核心概念
A novel two-stage multi-task learning framework is proposed to build a general-purpose speech and audio encoder that jointly performs automatic speech recognition, audio tagging, and speaker verification.
摘要
The paper presents a two-stage multi-task learning framework to build a general-purpose speech and audio encoder that can perform automatic speech recognition (ASR), audio tagging (AT), and speaker verification (SV) simultaneously.
In the first stage, multi-teacher knowledge distillation (KD) is applied to align the feature spaces of three single-task high-performance teacher encoders (for ASR, AT, and SV) into a single student encoder using unlabelled data. This allows the student encoder to learn a unified feature representation suitable for all three tasks.
In the second stage, the pre-trained student encoder is fine-tuned with supervised data for each task. Experiments show that this two-stage approach significantly outperforms a baseline model trained with multi-task learning from scratch. The final system achieves performance close to the best-performing single-task encoders on all three tasks, using only 66M total model parameters.
Key highlights:
- Proposed a two-stage multi-task multi-teacher KD training pipeline for ASR, AT, and SV.
- Demonstrated that the multi-teacher KD pre-training using unlabelled data is necessary to align different tasks and leads to better performance on each task.
- Found that ASR and SV should be performed at different encoder depths to achieve a balance between the two tasks.
統計資料
The paper reports the following key metrics:
Word error rate (WER) on LibriSpeech test-clean and test-other datasets for ASR.
Mean average precision (mAP) on the AudioSet evaluation set for audio tagging.

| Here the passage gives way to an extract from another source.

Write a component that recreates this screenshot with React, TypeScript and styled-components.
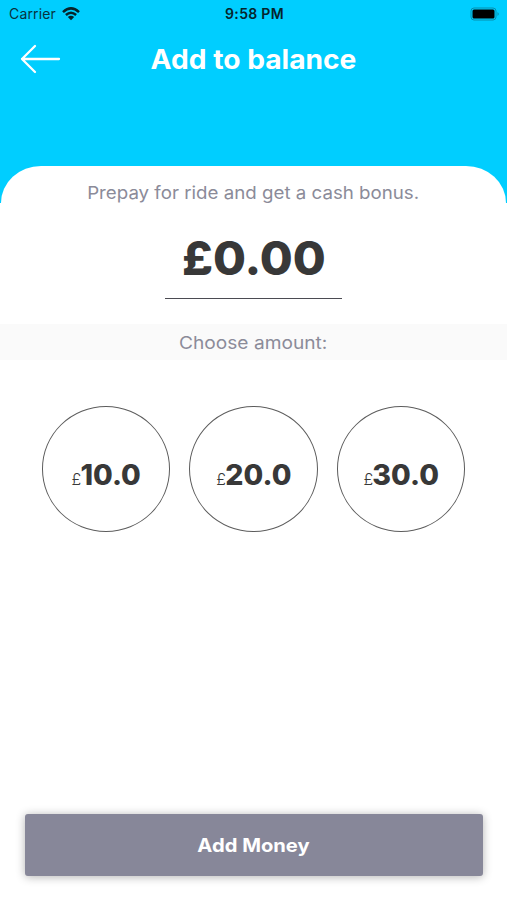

Equal error rate (EER) on the VoxCeleb1 test set for speaker verification.
引述
"The final system achieves good performance on ASR, AT and SV: with less than 4% relative word-error-rate increase on ASR, only 1.9 lower mean averaged precision on AT and 0.23% absolute higher equal error rate on SV compared to the best-performing single-task encoders, using only a 66M total model parameters."